Warming air temperatures, combined with warming sea temperatures, attack glaciers from both above and below, hastening their demise. Greenland’s ice sheet—two miles thick and the size of Mexico—has lost mass at an accelerated rate over the last decade, doubling its contribution to sea level rise.
Oceanographer Fiamma Straneo, tells the Woods Hole Oceanographic Institution:
“Among the mechanisms that we suspected might be triggering this acceleration [of glacial melt] are recent changes in ocean circulation in the North Atlantic, which are delivering larger amounts of subtropical waters to the high latitudes.”
Deep inside the Sermilik Fjord, researchers found subtropical water as warm as 39 degrees Fahrenheit (4 degrees Celsius). The team also analyzed data collected by 19 hooded seals tagged with satellite-linked temperature depth-recorders. The seals’ data revealed not only that shelf waters warm seasonally from July to December, but also that subtropical waters are now present on the shelf year round.

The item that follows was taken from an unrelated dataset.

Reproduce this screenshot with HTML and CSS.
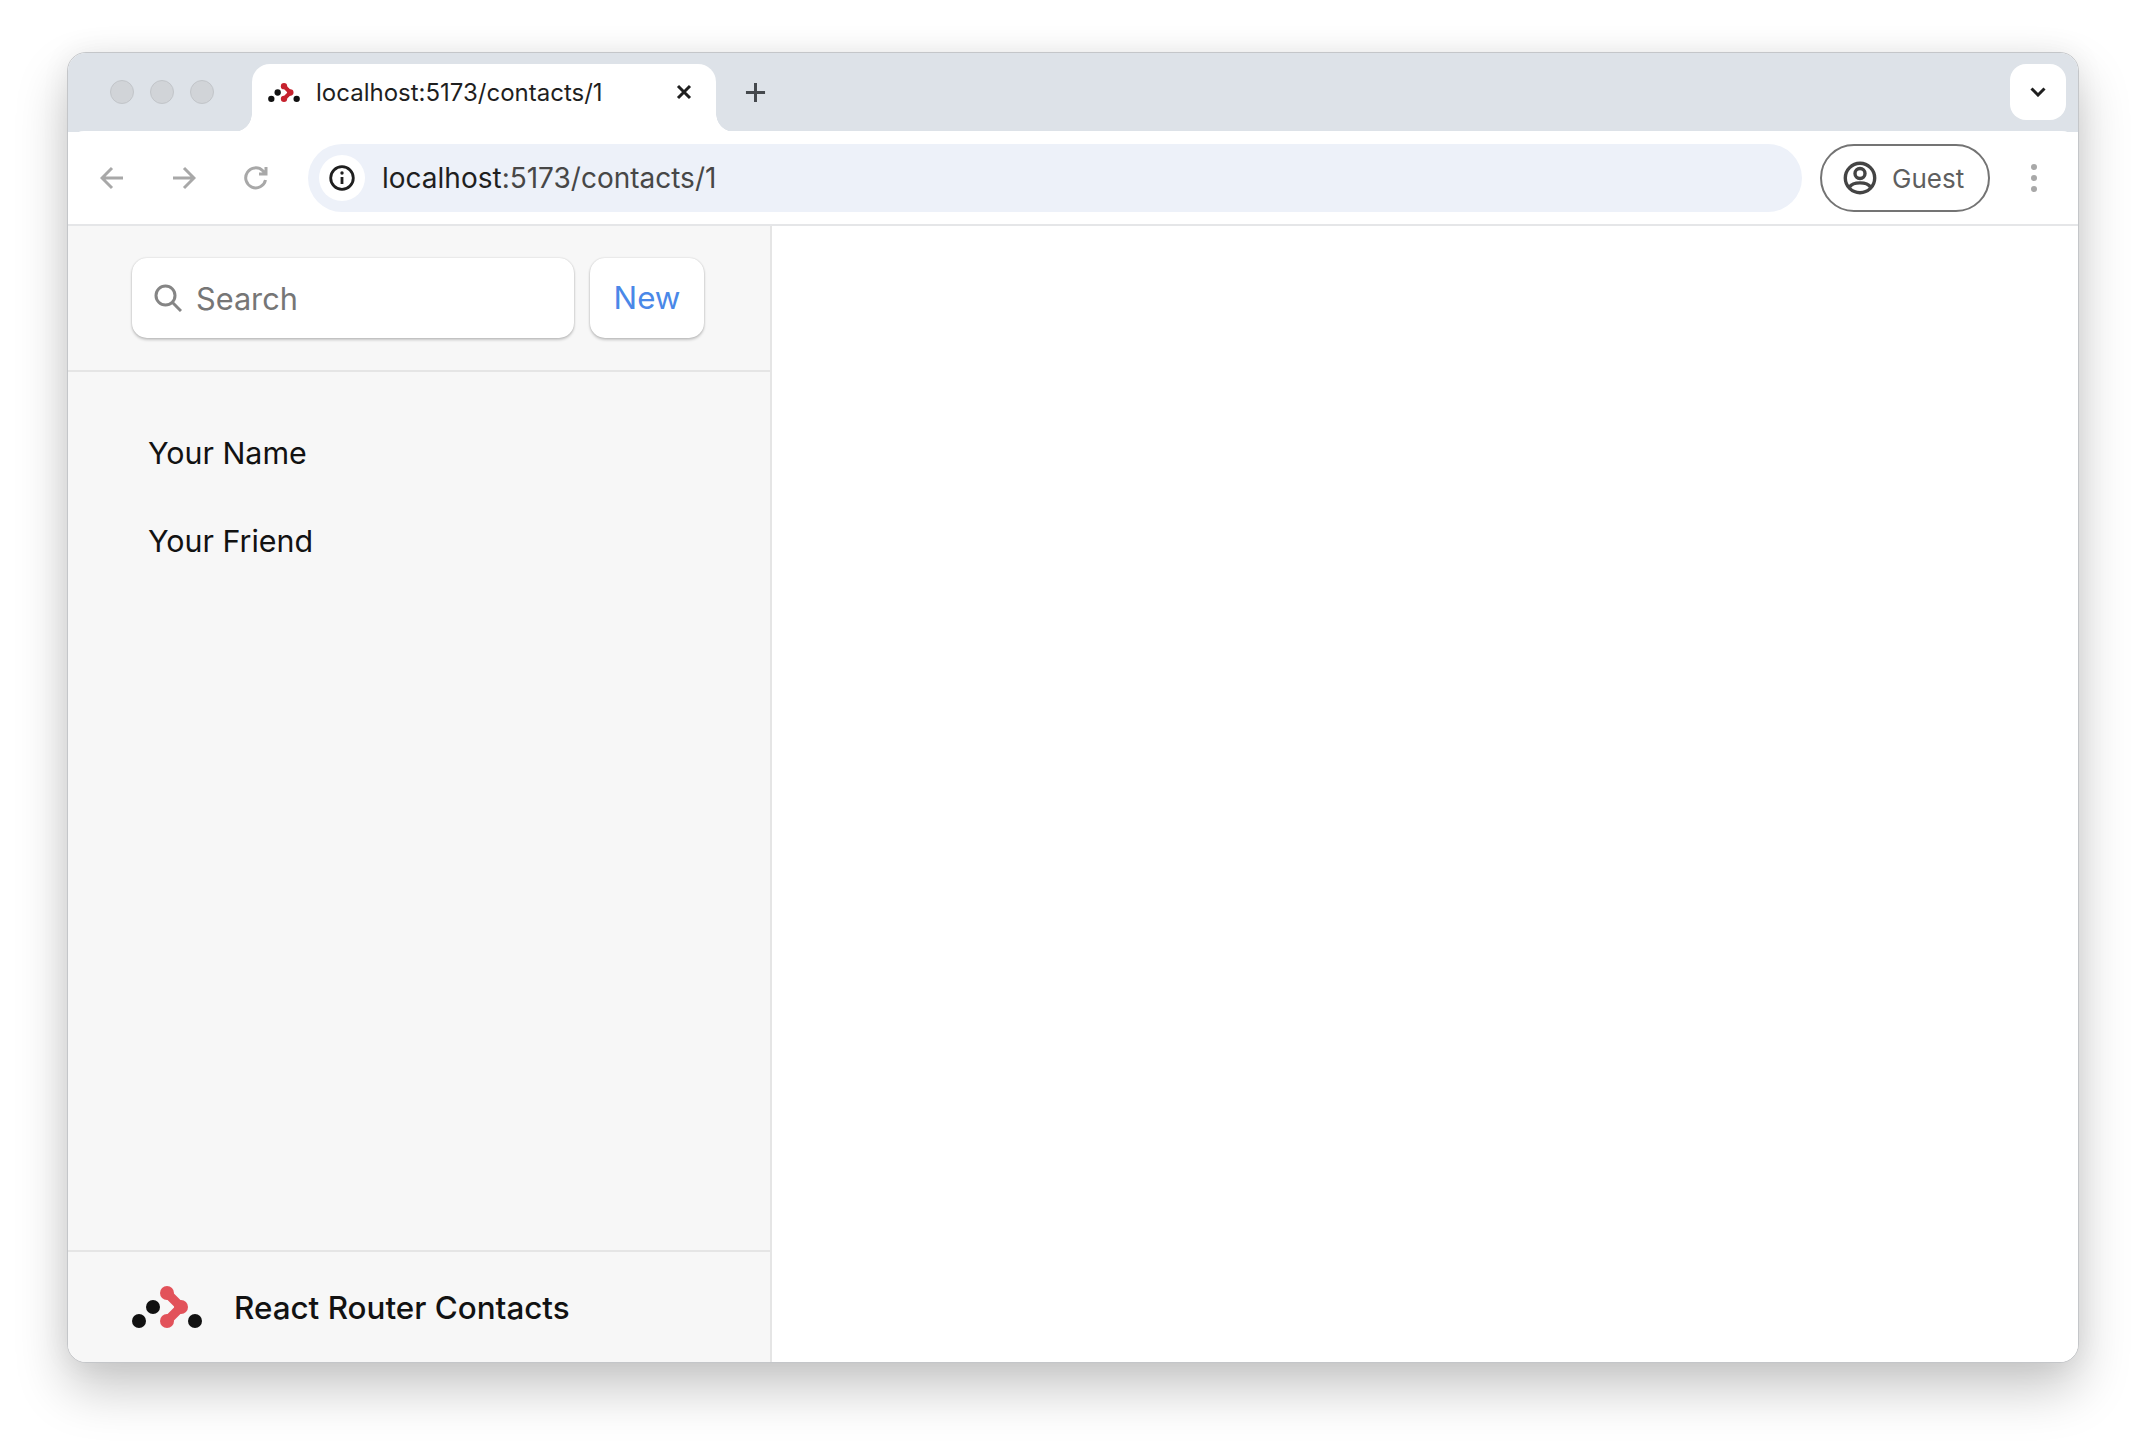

“This is the first extensive survey of one of these fjords that shows us how these warm waters circulate and how vigorous the circulation is,” says Straneo. “Changes in the large-scale ocean circulation of the North Atlantic are propagating to the glaciers very quickly—not in a matter of years, but a matter of months. It’s a very rapid communication.”
The study in Nature Geosciences highlights how little is known about ocean-glacier interactions—a connection not currently included in climate models.